Customers that desire to deploy DANE-SMTP need only point their MX records to cloud-provider SMTP server names within the service providers DNSSEC-signed domains, like the smtp.goog names. For example, a number of Google customers have elected to use the DNSSEC-signed MX names in anticipation of future DANE support, and there are open support tickets requesting that Google enable DANE-SMTP.
Google and Microsoft are the dominant email hosting providers in the U.S. market, and we see no substantive barriers to DANE-SMTP deployment by these providers. If the USG wishes to make use of these SMTP service providers, we believe they would enable DANE-SMTP quickly and easily to comply.
DANE-SMTP is already employed by DoD on the mail.mil MX hosts, which are the sole MX hosts of:
There are an additional 46 DoD domains that have partially deployed DANE-SMTP.
In networks where DNSSEC is deployed, DANE-SMTP should always be the protection mechanism of choice.
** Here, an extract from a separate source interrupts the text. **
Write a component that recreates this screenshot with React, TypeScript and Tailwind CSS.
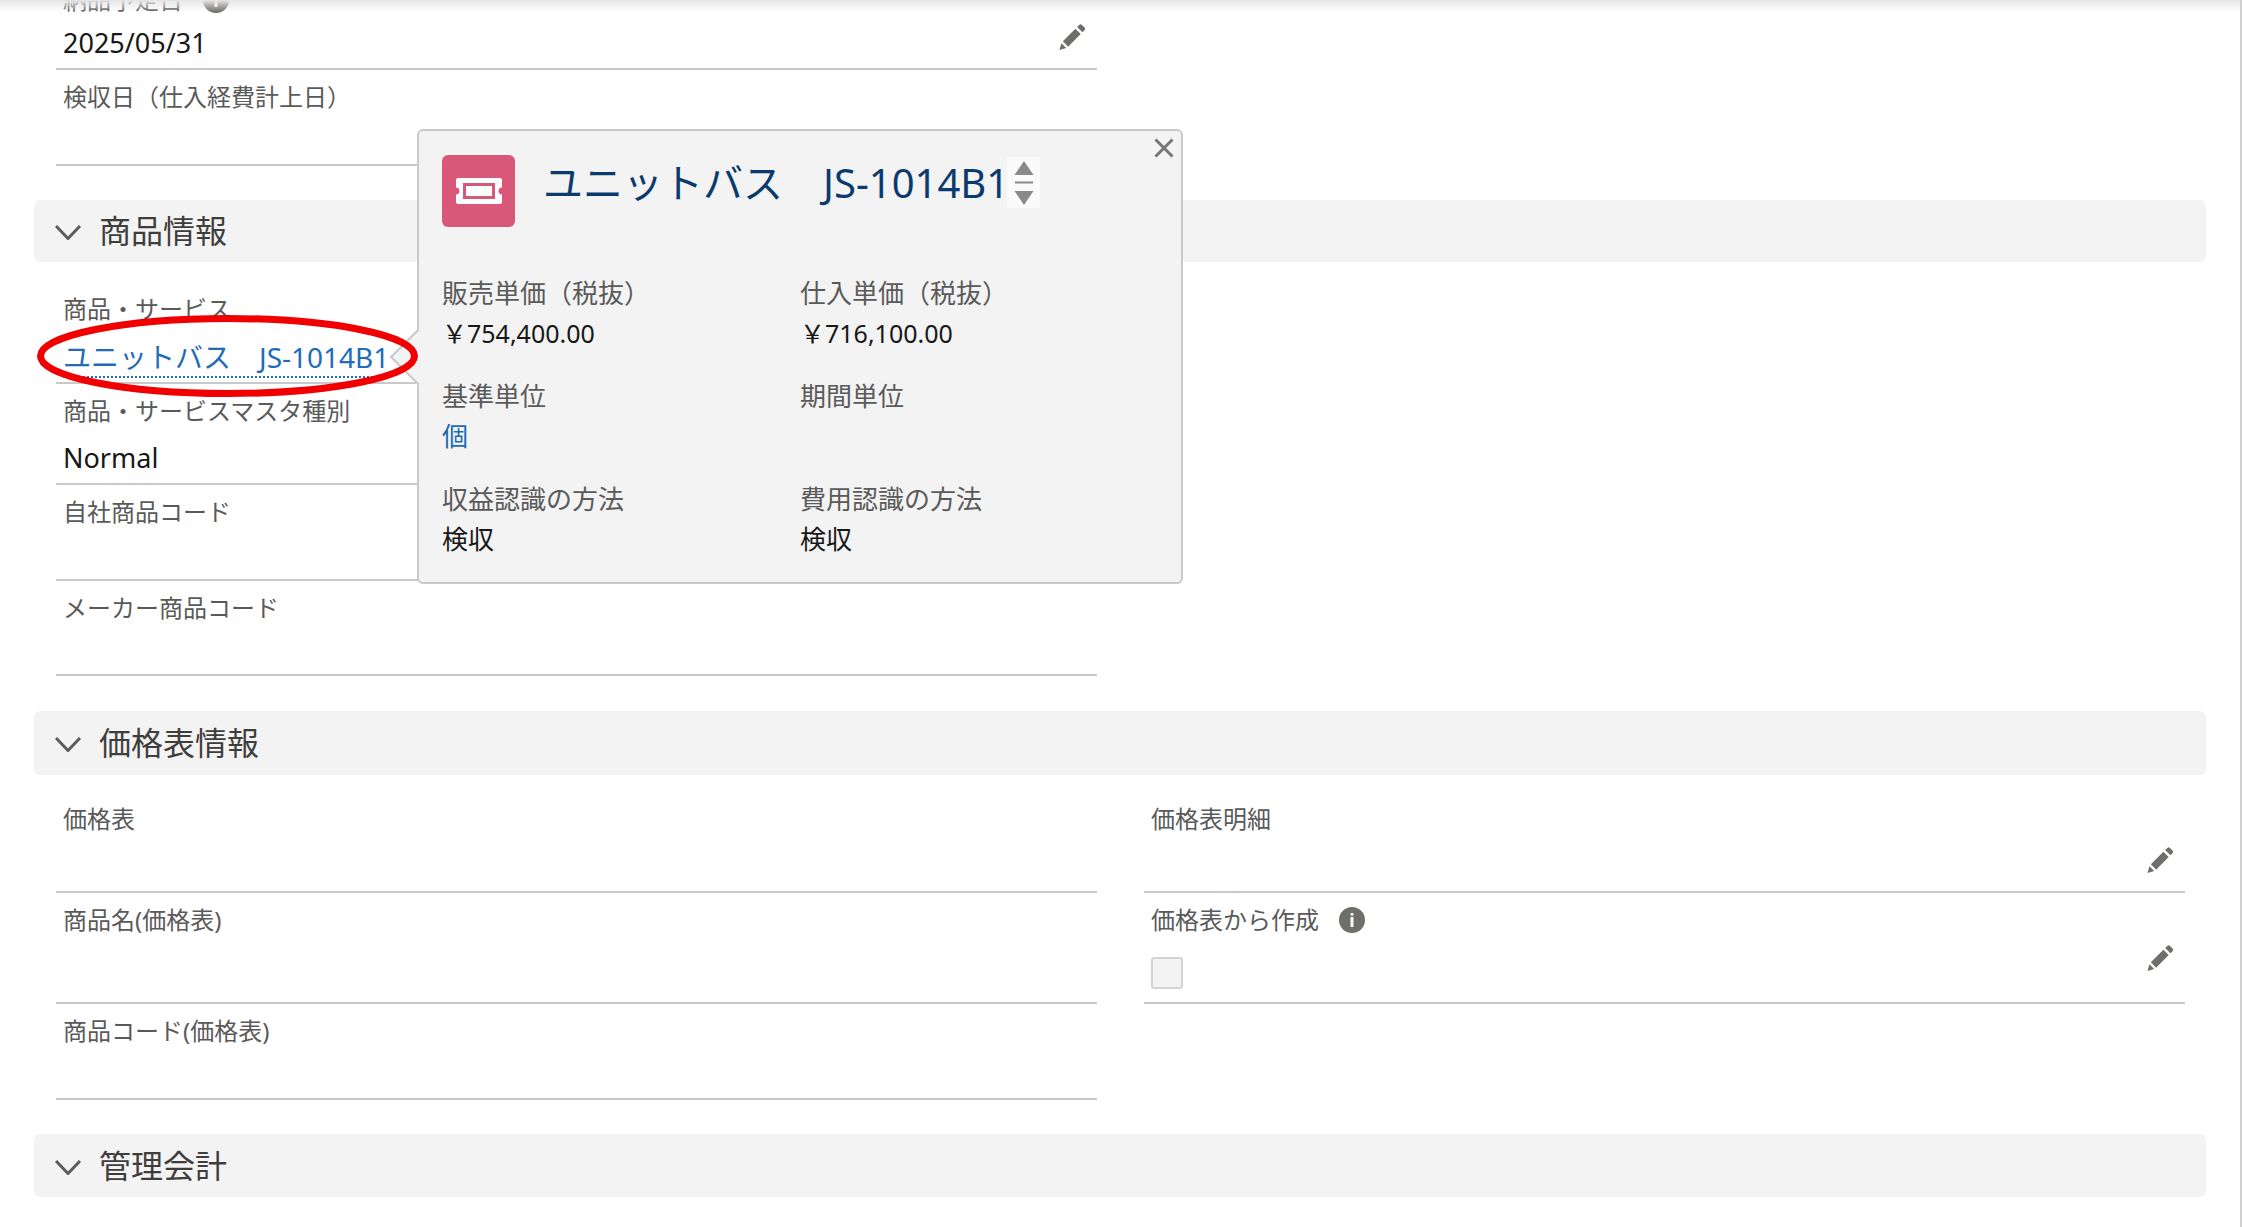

The only time in which MTA-STS should be deployed is in networks where DNSSEC security is not yet available and will not be available soon (although this space is shrinking rapidly). Since 86% of .gov domains already have DNSSEC, DANE-SMTP should be selected as the preferred E-Mail security mechanism for government networks to maximally protect USG E-Mail transmissions.
As some sending systems of interest to the USG might only support MTA-STS, it may be appropriate for a cloud hosting provider to support both MTA-STS and DANE-SMTP. In this case the USG domain would have to also publish and maintain a suitable MTA-STS policy.